Small projects, progressing to big projects
The main concept is to work on stuff little at a time and consistently
(05-10-2018, 12:34 PM)lunorian Wrote: [ -> ]I'm currently in the process of learning C and I see (no pun intended  Tongue ) that there is C and C++. The primary project I want to contribute to is the Tor Project which is mostly in C, should I continue with that or move onto C++, something else?

So my two cents on this - programming languages are not all that different. For example, I spent 3 years working with PHP, but once I had achieved Intermediate+ level, it took basically days to get to an equivalent level in Python, Ruby, etc, because they are all high level languages.

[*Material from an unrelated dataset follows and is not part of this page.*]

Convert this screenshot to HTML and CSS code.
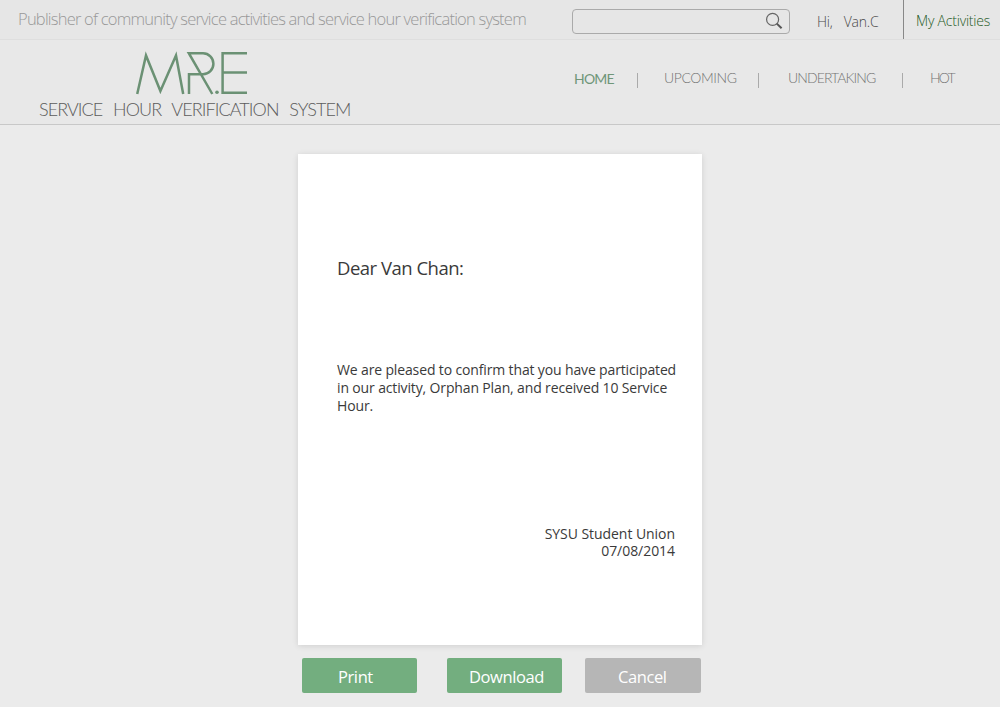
FILE: index.html
```html
<!DOCTYPE html>
<html lang="en">
<head>
  <meta charset="UTF-8">
  <title>MR.E - Service Hour Verification System</title>
  <link rel="stylesheet" href="styles.css">
</head>
<body>

  <!-- Top bar -->
  <div class="topbar">
    <div class="slogan">Publisher of community service activities and service hour verification system</div>
    <div class="search">
      <svg class="search-icon" width="18" height="18" viewBox="0 0 18 18">
        <circle cx="7.6" cy="7.4" r="6" fill="none" stroke="#666" stroke-width="1.2"/>
        <path d="M11.8 11.6L16.6 16.2" stroke="#555" stroke-width="2"/>
      </svg>
    </div>
    <div class="user"><span>Hi,</span><span>Van.C</span></div>
    <a class="my-activities">My Activities</a>
  </div>

  <!-- Logo and navigation -->
  <div class="header">
    <div class="brand">
      <svg class="logo" width="112" height="44" viewBox="136 51 112 44">
        <g fill="none" stroke="#6b9174" stroke-width="2.5">
          <path d="M137.2 94L146 55.5L160.4 91L176 55.5L183.2 94"/>
          <path d="M189 94V74.2H203A10.4 10.5 0 0 0 203 53.2H188.8L212.3 94"/>
          <path d="M247 53.2H222.6V92.8H247M222.6 72.6H247"/>
        </g>
        <circle cx="217" cy="92.2" r="1.8" fill="#6b9174"/>
      </svg>
      <div class="tagline">SERVICE HOUR VERIFICATION SYSTEM</div>
    </div>
    <div class="nav">
      <a class="nav-home">HOME</a>
      <i></i>
      <a class="nav-upcoming">UPCOMING</a>
      <i></i>
      <a class="nav-undertaking">UNDERTAKING</a>
      <i></i>
      <a class="nav-hot">HOT</a>
    </div>
  </div>

  <!-- Certificate -->
  <div class="letter">
    <div class="greeting">Dear Van Chan:</div>
    <div class="message">
      We are pleased to confirm that you have participated<br>
      in our activity, Orphan Plan, and received 10 Service<br>
      Hour.
    </div>
    <div class="signature">
      <div>SYSU Student Union</div>
      <div class="date">07/08/2014</div>
    </div>
  </div>

  <div class="buttons">
    <a class="btn print">Print</a>
    <a class="btn download">Download</a>
    <a class="btn cancel">Cancel</a>
  </div>

</body>
</html>
```
FILE: styles.css
```css
* {
  box-sizing: border-box;
}

body {
  margin: 0;
  height: 707px;
  overflow: hidden;
  background-color: #ebebeb;
  color: #3a3a3a;
  font-family: "Open Sans", "Noto Sans", sans-serif;
  white-space: nowrap;
}

/* Top bar */
.topbar {
  display: flex;
  height: 40px;
  background-color: #e6e6e6;
  border-bottom: 1px solid #dedede;
}

.slogan {
  width: 572px;
  padding-left: 18px;
  color: #989898;
  font-size: 16.5px;
  font-weight: 300;
  line-height: 37px;
  letter-spacing: -0.775px;
}

.search {
  display: flex;
  justify-content: flex-end;
  width: 218px;
  height: 25px;
  margin-top: 9px;
  padding: 2px 6px 0 0;
  border: 1px solid #aaa;
  border-radius: 4px;
}

.user {
  display: flex;
  gap: 11px;
  width: 113px;
  padding-left: 27px;
  color: #4a4a4a;
  font-size: 14px;
  font-weight: 300;
  line-height: 43px;
  letter-spacing: -0.2px;
}

.my-activities {
  padding-left: 12px;
  border-left: 1px solid #888;
  color: #1f5a1f;
  font-size: 14px;
  font-weight: 300;
  line-height: 41px;
  letter-spacing: -0.2px;
}

/* Logo and navigation */
.header {
  display: flex;
  height: 85px;
  background-color: #e8e8e8;
  border-bottom: 1px solid #c8c8c8;
}

.brand {
  width: 574px;
  padding: 11px 0 0 39px;
}

.logo {
  display: block;
  margin-left: 97px;
}

.tagline {
  color: #5c5c5c;
  font-family: Lato, sans-serif;
  font-size: 18px;
  font-weight: 300;
  line-height: 28px;
  letter-spacing: -0.93px;
  word-spacing: 6.8px;
}

.nav {
  display: flex;
  color: #747474;
  font-family: Lato, sans-serif;
  font-size: 14px;
  font-weight: 300;
  line-height: 76px;
}

.nav i {
  width: 1px;
  height: 15px;
  margin-top: 33px;
  background-color: #aaa;
}

.nav-home {
  width: 63px;
  color: #6f9678;
  font-weight: 400;
  line-height: 78px;
  letter-spacing: -0.8px;
}

.nav-upcoming {
  width: 120px;
  padding-left: 26px;
  letter-spacing: -0.4px;
}

.nav-undertaking {
  width: 143px;
  padding-left: 29px;
  letter-spacing: -0.9px;
}

.nav-hot {
  padding-left: 27px;
  letter-spacing: -1.8px;
}

/* Certificate */
.letter {
  width: 404px;
  height: 491px;
  margin: 29px auto 0 298px;
  padding: 102px 27px 0 39px;
  background-color: #fff;
  box-shadow: 0 1px 6px rgba(0, 0, 0, 0.12);
}

.greeting {
  font-size: 18.5px;
  line-height: 23px;
  letter-spacing: -0.5px;
}

.message {
  margin-top: 82px;
  font-size: 14px;
  line-height: 18px;
  letter-spacing: -0.14px;
}

.signature {
  margin-top: 110px;
  font-size: 14px;
  line-height: 17px;
  letter-spacing: -0.05px;
  text-align: right;
}

/* Buttons */
.buttons {
  display: flex;
  margin: 13px 0 0 302px;
}

.btn {
  width: 115px;
  height: 35px;
  border-radius: 2px;
  background-color: #73ae7f;
  color: #fff;
  font-size: 16.5px;
  line-height: 38px;
  letter-spacing: -0.4px;
}

.print {
  padding-left: 36px;
}

.download {
  margin-left: 30px;
  padding-left: 22px;
}

.cancel {
  width: 116px;
  margin-left: 23px;
  padding-left: 33px;
  background-color: #b6b6b6;
}
```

Now C and C++ are low level languages, so it is a bit of a different ball game, but these two are very similar. My general rule would be "only learn C if you have to, otherwise C++". C++ is a much more advanced and more capable language (in my opinion), although C does still have its place. 

Either way, once you start to think like a programmer and understand what low level languages mean, then switching between C and C++ will be no hassle at all. They're just tools, and you'll be able to pick and choose depending on the functional requirements  (though you probably will still have a preference).

Basically I don't think it matters because learning a programming language isn't actually about learning a programming language, it's about how to think like a developer and learning how to use structured data to solve problems.